Algérie

Ibn Khaldoun, 600 ans après, Conférence :



Ibn Khaldoun, 600 ans après, Conférence :
Pourquoi une conférence sur Ibn Khaldoun ?

Parce que c’est un historien qui s’est voulu universaliste. Il a en effet tenté de traiter tous les sujets en liaison avec l’espèce humaine. En partant des connaissances livrées par ses prédécesseurs, quelles que soient leurs origines, en partant des événements de son temps et de ses propres expériences, il a jeté - et il en était lui-même conscient -les bases d’une science de l’histoire qui préfigurait ce qu’on appellera plus tard "positivisme" et "sociologie".

Auguste COMTE, l’homme du 19e siècle à qui l’on doit le terme de "sociologie", est d’une certaine manière un continuateur d’Ibn Khaldoun, même s’il se distingue de ce dernier par le fait qu’il sépare délibérément l’étude physique des phénomènes de la métaphysique.

Ainsi, dans ses "Cours de philosophie positive", Auguste Comte dit :

"Dans l’état positif, l’esprit humain reconnaissant l’impossibilité d’obtenir des notions absolues, renonce à chercher l’origine et la destination de l’univers, et à connaître les causes intimes des phénomènes, pour s’attacher à découvrir, par l’usage bien combiné du raisonnement et de l’observation, (à découvrir) leurs lois effectives, c’est-à-dire leurs relations invariables de succession et de similitude."
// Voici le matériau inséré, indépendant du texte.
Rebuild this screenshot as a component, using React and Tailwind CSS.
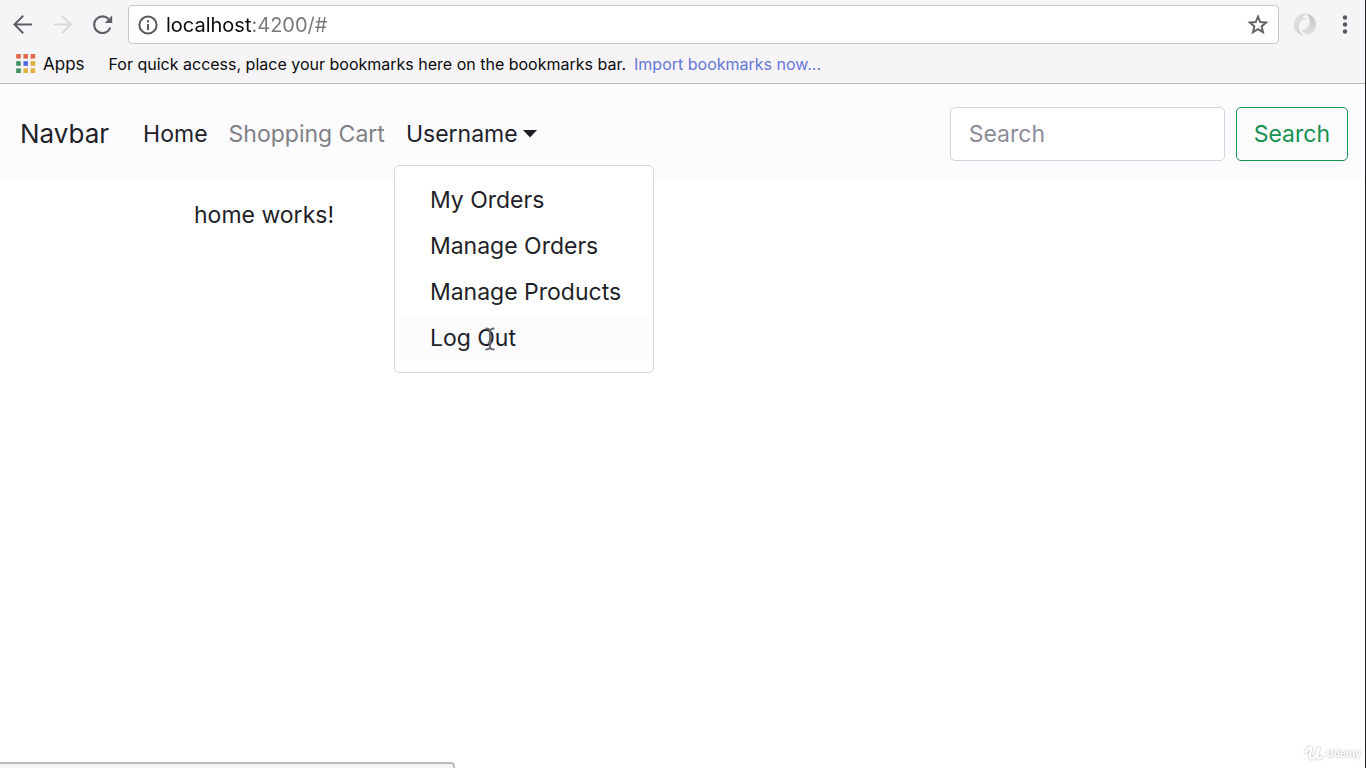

Voyons maintenant ce qu’il en est d’Ibn Khaldoun !

Ibn Khaldoun est un homme du 14e siècle après J.Ch : une période charnière.

En quelque sorte, Ibn Khaldoun arrive au moment du bilan : les plus grands événements qui ont secoué le monde arabo-musulman, en bien ou en mal, sont derrière lui. C’est l’heure de la décadence, sujet dont Ibn Khaldoun traite exhaustivement les causes dans son œuvre. Le monde arabo-musulman a été ébranlé autant par les invasions extérieures que par les dissensions internes.

Le 14e siècle

Règne berbère sunnite au Maghreb :

La dynastie des Mérinides règne sur le Maroc. La dynastie des Abdelwadides ou Zianides est à Tlemcen en Algérie. Les Hafsides occupent la Tunisie et la moitié orientale de l’Algérie. à Grenade en Espagne, les Nasrides sont présents jusqu’en 1492. Les Mamelouks en Egypte. L’Empire mongol. En France, c’est le règne des Premiers Valois.

Sur le plan culturel :

En Iran : le poète Hâfiz de Chirâz ( 1320-1389 ) Au Maroc : Ibn Battuta, géographe et grand voyageur (1304-1377 ) En France : Jean Froissart, poète et chroniqueur ayant raconté les événements de son temps ( 1333-1400 ) En Italie : Pétrarque, poète humaniste, chantre de l’amour courtois ( 1304-1374 )

La vie d’Ibn Khaldoun :

Ibn Khaldoun a vécu essentiellement au Maghreb, en Andalousie, et enfin au Proche-Orient (Damas, et surtout au Caire) Ses ancêtres seraient originaires de Hadramaut (Yémen ) ; ils se sont d’abord installés à Séville en Espagne puis à Tunis où est né Abderrahmane Ibn Khaldoun, le 27 mai 1332. Mort au Caire : le 17 mars 1406. En somme, Ibn Khaldoun a beaucoup voyagé, soit en quête de savoir, soit dans le cadre de ses activités politiques, du reste très mouvementées.

L’œuvre :

L’œuvre d’Ibn Khaldoun porte le titre complet :

"Le Livre des Exemples" ( Kitab al-’Ibar ) et le Registre des commencements et de l’histoire des Arabes, des non-Arabes et des Berbères, ainsi que des peuples les plus puissants parmi leurs contemporains".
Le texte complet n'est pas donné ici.